BP estimates the application of the technology to be developed under its Project 20K will extend access to additional 10-20 billion barrels of resources alone in its portfolio including the Kaskida and the Tiber discoveries in the U.S .Gulf.
Anadarko rates its Shenandoah discovery to be developed with 20K drilling technology as one of the largest in its company history. Both BP and Anadarko have approached the market for supply of drillships for their 20K BOP requirements in the U.S. Gulf of Mexico. The corresponding rig tenders have experienced some delays on the back of unfavorable oil price movements, but there are no signs of cancellations of the bid rounds so far.

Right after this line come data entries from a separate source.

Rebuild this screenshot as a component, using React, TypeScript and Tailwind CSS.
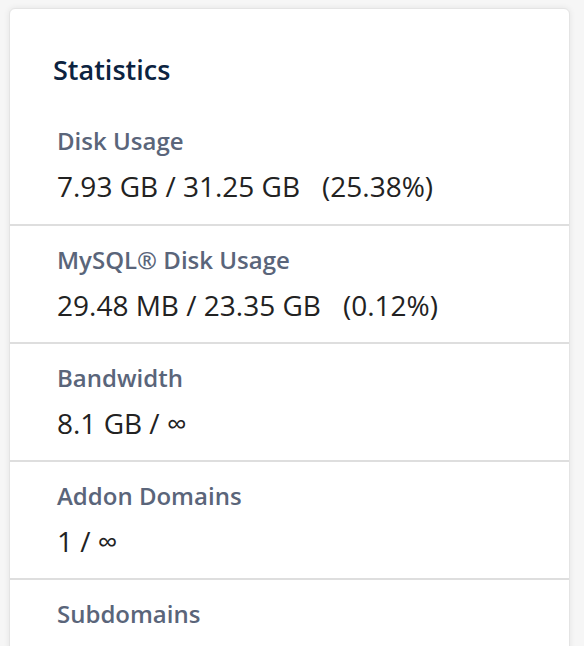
const stats = [
  { label: "Disk Usage", value: "7.93 GB / 31.25 GB", pct: "(25.38%)" },
  { label: "MySQL® Disk Usage", value: "29.48 MB / 23.35 GB", pct: "(0.12%)" },
  { label: "Bandwidth", value: "8.1 GB / ∞" },
  { label: "Addon Domains", value: "1 / ∞" },
  { label: "Subdomains" },
];

export default function App() {
  return (
    <div
      className="h-[646px] overflow-hidden bg-[#f6f6f6] pt-[8px] pl-[9px] pr-[14px]"
      style={{ fontFamily: '"Open Sans", "Noto Sans", sans-serif' }}
    >
      <div className="h-[700px] rounded-t-[6px] border border-[#e4e4e4] bg-white shadow-[0_0_6px_rgba(0,0,0,0.08)]">
        <h2 className="pt-[45px] pl-[43px] text-[27px] leading-[32px] font-semibold text-[#0c2340]">
          Statistics
        </h2>
        <div className="pt-[41px]">
          {stats.map((s, i) => (
            <div
              key={s.label}
              className={
                i === 0
                  ? "pl-[47px] pb-[23px]"
                  : "border-t-2 border-[#dedede] pl-[47px] pt-[20px] pb-[22px]"
              }
            >
              <div className="text-[24px] leading-[28px] font-semibold text-[#5a657a]">{s.label}</div>
              {s.value && (
                <div className="mt-[16px] text-[28px] leading-[30px] text-[#222]">
                  {s.value}
                  {s.pct && <span className="ml-[22px]">{s.pct}</span>}
                </div>
              )}
            </div>
          ))}
        </div>
      </div>
    </div>
  );
}
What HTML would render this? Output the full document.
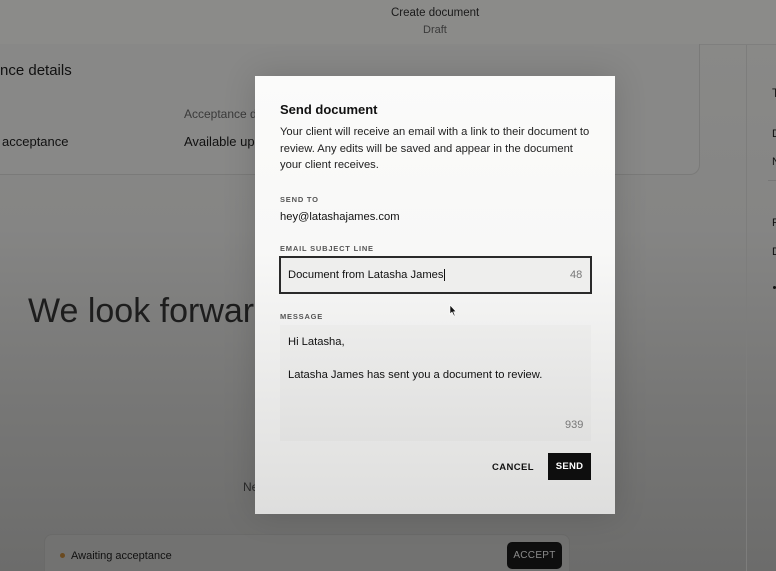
<!DOCTYPE html>
<html style="width:776px;height:571px;overflow:hidden"><head><style>
*{margin:0;padding:0;box-sizing:border-box}
body{width:776px;height:571px;overflow:hidden;position:relative;font-family:"Liberation Sans",sans-serif;background:linear-gradient(180deg,#8a8a88 0%,#858584 40%,#777776 70%,#6c6c6b 100%);color:#111}
.abs{position:absolute;white-space:nowrap}
</style></head><body>
<div class="abs" style="left:0;top:0;width:776px;height:45px;background:#8b8b89;border-bottom:1px solid #7f7f7e"></div>
<div class="abs" style="left:391px;top:7px;font-size:11.5px;color:#1a1a1a">Create document</div>
<div class="abs" style="left:423px;top:24px;font-size:11px;color:#3a3a3a">Draft</div>
<div class="abs" style="left:-20px;top:44px;width:720px;height:131px;border:1px solid #7a7a79;border-top:none;border-radius:0 0 10px 10px;background:#888887"></div>
<div class="abs" style="left:0;top:62px;font-size:15px;color:#111">nce details</div>
<div class="abs" style="left:184px;top:107px;font-size:12px;color:#3a3a3a">Acceptance d</div>
<div class="abs" style="left:2px;top:134px;font-size:13px;color:#111">acceptance</div>
<div class="abs" style="left:184px;top:134px;font-size:13px;color:#111">Available up</div>
<div class="abs" style="left:746px;top:45px;width:1px;height:526px;background:#7d7d7c"></div>
<div class="abs" style="left:772px;top:86px;font-size:12px">T</div>
<div class="abs" style="left:772px;top:128px;font-size:11px">D</div>
<div class="abs" style="left:772px;top:156px;font-size:11px">N</div>
<div class="abs" style="left:768px;top:180px;width:8px;height:1px;background:#777"></div>
<div class="abs" style="left:772px;top:217px;font-size:11px">P</div>
<div class="abs" style="left:772px;top:246px;font-size:11px">D</div>
<div class="abs" style="left:773px;top:286px;width:3px;height:3px;background:#111;border-radius:50%"></div>
<div class="abs" style="left:28px;top:292px;font-size:34px;color:#1d1d1d">We look forwar</div>
<div class="abs" style="left:243px;top:480px;font-size:12px;color:#2a2a2a">Ne</div>
<div class="abs" style="left:44px;top:534px;width:526px;height:37px;border-radius:8px 8px 0 0;background:#727271;border:1px solid #6a6a69;border-bottom:none"></div>
<div class="abs" style="left:60px;top:553px;width:5px;height:5px;border-radius:50%;background:#6a4a20"></div>
<div class="abs" style="left:71px;top:550px;font-size:11px;color:#111">Awaiting acceptance</div>
<div class="abs" style="left:507px;top:542px;width:55px;height:27px;border-radius:5px;background:#0e0e0e;color:#8a8a8a;font-size:10px;text-align:center;line-height:27px;letter-spacing:.3px">ACCEPT</div>

<div class="abs" style="left:255px;top:76px;width:360px;height:438px;background:linear-gradient(180deg,#fbfbfa 0%,#f8f8f7 40%,#e8e8e7 75%,#dededd 100%);box-shadow:0 0 30px rgba(0,0,0,.15)"></div>
<div class="abs" style="left:280px;top:102px;font-size:13px;font-weight:bold;color:#111">Send document</div>
<div class="abs" style="left:280px;top:124px;font-size:11.2px;line-height:16.7px;color:#222;white-space:normal;width:312px">Your client will receive an email with a link to their document to review. Any edits will be saved and appear in the document your client receives.</div>
<div class="abs" style="left:280px;top:195px;font-size:7.5px;letter-spacing:.8px;color:#555;font-weight:bold">SEND TO</div>
<div class="abs" style="left:280px;top:211px;font-size:11.2px;color:#111">hey@latashajames.com</div>
<div class="abs" style="left:280px;top:244px;font-size:7.5px;letter-spacing:.8px;color:#555;font-weight:bold">EMAIL SUBJECT LINE</div>
<div class="abs" style="left:279px;top:256px;width:313px;height:38px;border:2px solid #2a2a2a;background:#eeeeed"></div>
<div class="abs" style="left:288px;top:269px;font-size:11.2px;color:#111">Document from Latasha James<span style="border-left:1px solid #111;margin-left:1px"></span></div>
<div class="abs" style="left:570px;top:269px;font-size:11px;color:#777">48</div>
<div class="abs" style="left:280px;top:312px;font-size:7.5px;letter-spacing:.8px;color:#555;font-weight:bold">MESSAGE</div>
<div class="abs" style="left:280px;top:325px;width:311px;height:116px;background:linear-gradient(180deg,#ececeb,#e0e0df)"></div>
<div class="abs" style="left:288px;top:336px;font-size:11.2px;color:#111">Hi Latasha,</div>
<div class="abs" style="left:288px;top:369px;font-size:11.2px;color:#111">Latasha James has sent you a document to review.</div>
<div class="abs" style="left:565px;top:419px;font-size:11px;color:#777">939</div>
<svg class="abs" style="left:449px;top:304px" width="8" height="13" viewBox="0 0 8 13"><path d="M1 1 L1 10 L3 8 L5 12 L6 11.5 L4.5 7.8 L7 7.5 Z" fill="#111" stroke="#fff" stroke-width=".6"/></svg>
<div class="abs" style="left:492px;top:462px;font-size:9.5px;font-weight:bold;color:#111;letter-spacing:.4px">CANCEL</div>
<div class="abs" style="left:548px;top:453px;width:43px;height:27px;background:#0e0e0e;color:#fff;font-size:9.5px;font-weight:bold;text-align:center;line-height:27px;letter-spacing:.3px">SEND</div>
</body></html>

However, BP is reportedly considering deploying the Caspian Drilling Company’s KFELS DSS38M design, 20K BOP ready semisubmersible drilling unit being integrated in the Caspian Shipyard for planned wells in the deepwater Azerbaijan basins.
The semisub being built in various locations in Singapore and the drilling rig is scheduled for delivery by December 2016. BP has identified the Shafag Asiman block as potentially demanding a 20K bop semisub.